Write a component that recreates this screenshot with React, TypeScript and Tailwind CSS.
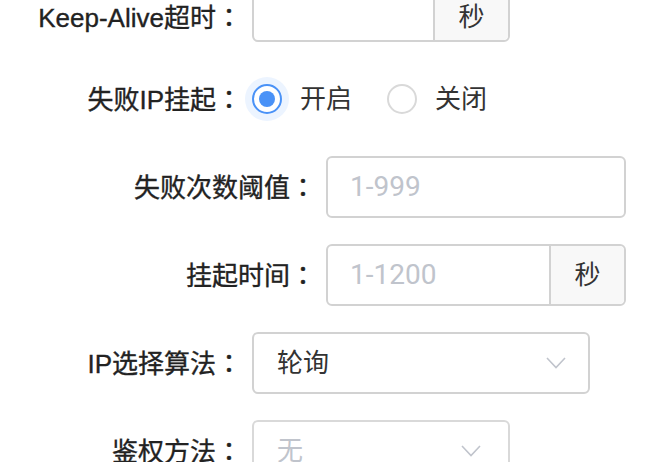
import React from "react";

const FONT = { fontFamily: '"Roboto", "Noto Sans CJK SC", sans-serif' };

// fullwidth colon with centred dots, as in the reference
function Colon() {
  return <span className="font-['Noto_Sans_CJK_TC',sans-serif]">：</span>;
}

function Label({
  text,
  width,
  className = "",
}: {
  text: string;
  width: string;
  className?: string;
}) {
  return (
    <label
      className={`${width} shrink-0 pr-[10px] text-right font-['Liberation_Sans','Noto_Sans_CJK_SC',sans-serif] text-[26px] leading-none text-[#222] [-webkit-text-stroke:0.35px_#222] ${className}`}
    >
      {text}
      <Colon />
    </label>
  );
}

function Chevron() {
  return (
    <svg width="20" height="12" viewBox="0 0 20 12" className="shrink-0">
      <polyline
        points="1,1 10,10.5 19,1"
        fill="none"
        stroke="#c0c4cc"
        strokeWidth="1.6"
      />
    </svg>
  );
}

export default function App() {
  return (
    <div className="h-[462px] w-[672px] overflow-hidden bg-white" style={FONT}>
      <div className="-mt-[20px] flex flex-col gap-[26px]">
        {/* Keep-Alive超时 */}
        <div className="flex h-[62px] items-center">
          <Label text="Keep-Alive超时" width="w-[252px]" className="pt-[12px]" />
          <div className="flex h-[62px] w-[258px] rounded-[6px] border-2 border-[#d2d2d2]">
            <input className="min-w-0 flex-1 bg-transparent px-[24px] text-[26px] outline-none" />
            <div className="flex w-[75px] items-center justify-center rounded-r-[5px] border-l-2 border-[#d2d2d2] bg-[#f8f8f8] pt-[12px] text-[26px] text-[#333]">
              秒
            </div>
          </div>
        </div>

        {/* 失败IP挂起 */}
        <div className="flex h-[62px] items-center">
          <Label text="失败IP挂起" width="w-[252px]" />
          <div className="flex items-center">
            <span className="-ml-[7px] flex h-[44px] w-[44px] items-center justify-center rounded-full bg-[#ecf4ff]">
              <span className="flex h-[30px] w-[30px] items-center justify-center rounded-full border-2 border-[#4a92f7] bg-white">
                <span className="h-[16px] w-[16px] rounded-full bg-[#4a92f7]" />
              </span>
            </span>
            <span className="ml-[11px] text-[26px] text-[#333]">开启</span>
            <span className="ml-[35px] h-[30px] w-[30px] rounded-full border-2 border-[#d9d9d9] bg-white" />
            <span className="ml-[18px] text-[26px] text-[#333]">关闭</span>
          </div>
        </div>

        {/* 失败次数阈值 */}
        <div className="flex h-[62px] items-center">
          <Label text="失败次数阈值" width="w-[326px]" />
          <div className="flex h-[62px] w-[300px] rounded-[6px] border-2 border-[#d2d2d2]">
            <input
              placeholder="1-999"
              className="min-w-0 flex-1 bg-transparent px-[22px] text-[28px] outline-none placeholder:text-[#c0c4cc]"
            />
          </div>
        </div>

        {/* 挂起时间 */}
        <div className="flex h-[62px] items-center">
          <Label text="挂起时间" width="w-[326px]" />
          <div className="flex h-[62px] w-[300px] rounded-[6px] border-2 border-[#d2d2d2]">
            <input
              placeholder="1-1200"
              className="min-w-0 flex-1 bg-transparent px-[22px] text-[28px] outline-none placeholder:text-[#c0c4cc]"
            />
            <div className="flex w-[75px] items-center justify-center rounded-r-[5px] border-l-2 border-[#d2d2d2] bg-[#f8f8f8] text-[26px] text-[#333]">
              秒
            </div>
          </div>
        </div>

        {/* IP选择算法 */}
        <div className="flex h-[62px] items-center">
          <Label text="IP选择算法" width="w-[252px]" />
          <div className="flex h-[62px] w-[338px] items-center justify-between rounded-[6px] border-2 border-[#d2d2d2] pl-[23px] pr-[22px]">
            <span className="text-[26px] text-[#333]">轮询</span>
            <Chevron />
          </div>
        </div>

        {/* 鉴权方法 */}
        <div className="flex h-[62px] items-center">
          <Label text="鉴权方法" width="w-[252px]" />
          <div className="flex h-[62px] w-[258px] items-center justify-between rounded-[6px] border-2 border-[#d9d9d9] pl-[23px] pr-[27px]">
            <span className="text-[26px] text-[#c0c4cc]">无</span>
            <Chevron />
          </div>
        </div>
      </div>
    </div>
  );
}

━━━━━━━━

• Short problem: Copy the material above in full and exactly, skipping pictures.

• Answer to the task:
Write a component that recreates this screenshot with React, TypeScript and Tailwind CSS.
import React from "react";

const FONT = { fontFamily: '"Roboto", "Noto Sans CJK SC", sans-serif' };

// fullwidth colon with centred dots, as in the reference
function Colon() {
  return <span className="font-['Noto_Sans_CJK_TC',sans-serif]">：</span>;
}

function Label({
  text,
  width,
  className = "",
}: {
  text: string;
  width: string;
  className?: string;
}) {
  return (
    <label
      className={`${width} shrink-0 pr-[10px] text-right font-['Liberation_Sans','Noto_Sans_CJK_SC',sans-serif] text-[26px] leading-none text-[#222] [-webkit-text-stroke:0.35px_#222] ${className}`}
    >
      {text}
      <Colon />
    </label>
  );
}

function Chevron() {
  return (
    <svg width="20" height="12" viewBox="0 0 20 12" className="shrink-0">
      <polyline
        points="1,1 10,10.5 19,1"
        fill="none"
        stroke="#c0c4cc"
        strokeWidth="1.6"
      />
    </svg>
  );
}

export default function App() {
  return (
    <div className="h-[462px] w-[672px] overflow-hidden bg-white" style={FONT}>
      <div className="-mt-[20px] flex flex-col gap-[26px]">
        {/* Keep-Alive超时 */}
        <div className="flex h-[62px] items-center">
          <Label text="Keep-Alive超时" width="w-[252px]" className="pt-[12px]" />
          <div className="flex h-[62px] w-[258px] rounded-[6px] border-2 border-[#d2d2d2]">
            <input className="min-w-0 flex-1 bg-transparent px-[24px] text-[26px] outline-none" />
            <div className="flex w-[75px] items-center justify-center rounded-r-[5px] border-l-2 border-[#d2d2d2] bg-[#f8f8f8] pt-[12px] text-[26px] text-[#333]">
              秒
            </div>
          </div>
        </div>

        {/* 失败IP挂起 */}
        <div className="flex h-[62px] items-center">
          <Label text="失败IP挂起" width="w-[252px]" />
          <div className="flex items-center">
            <span className="-ml-[7px] flex h-[44px] w-[44px] items-center justify-center rounded-full bg-[#ecf4ff]">
              <span className="flex h-[30px] w-[30px] items-center justify-center rounded-full border-2 border-[#4a92f7] bg-white">
                <span className="h-[16px] w-[16px] rounded-full bg-[#4a92f7]" />
              </span>
            </span>
            <span className="ml-[11px] text-[26px] text-[#333]">开启</span>
            <span className="ml-[35px] h-[30px] w-[30px] rounded-full border-2 border-[#d9d9d9] bg-white" />
            <span className="ml-[18px] text-[26px] text-[#333]">关闭</span>
          </div>
        </div>

        {/* 失败次数阈值 */}
        <div className="flex h-[62px] items-center">
          <Label text="失败次数阈值" width="w-[326px]" />
          <div className="flex h-[62px] w-[300px] rounded-[6px] border-2 border-[#d2d2d2]">
            <input
              placeholder="1-999"
              className="min-w-0 flex-1 bg-transparent px-[22px] text-[28px] outline-none placeholder:text-[#c0c4cc]"
            />
          </div>
        </div>

        {/* 挂起时间 */}
        <div className="flex h-[62px] items-center">
          <Label text="挂起时间" width="w-[326px]" />
          <div className="flex h-[62px] w-[300px] rounded-[6px] border-2 border-[#d2d2d2]">
            <input
              placeholder="1-1200"
              className="min-w-0 flex-1 bg-transparent px-[22px] text-[28px] outline-none placeholder:text-[#c0c4cc]"
            />
            <div className="flex w-[75px] items-center justify-center rounded-r-[5px] border-l-2 border-[#d2d2d2] bg-[#f8f8f8] text-[26px] text-[#333]">
              秒
            </div>
          </div>
        </div>

        {/* IP选择算法 */}
        <div className="flex h-[62px] items-center">
          <Label text="IP选择算法" width="w-[252px]" />
          <div className="flex h-[62px] w-[338px] items-center justify-between rounded-[6px] border-2 border-[#d2d2d2] pl-[23px] pr-[22px]">
            <span className="text-[26px] text-[#333]">轮询</span>
            <Chevron />
          </div>
        </div>

        {/* 鉴权方法 */}
        <div className="flex h-[62px] items-center">
          <Label text="鉴权方法" width="w-[252px]" />
          <div className="flex h-[62px] w-[258px] items-center justify-between rounded-[6px] border-2 border-[#d9d9d9] pl-[23px] pr-[27px]">
            <span className="text-[26px] text-[#c0c4cc]">无</span>
            <Chevron />
          </div>
        </div>
      </div>
    </div>
  );
}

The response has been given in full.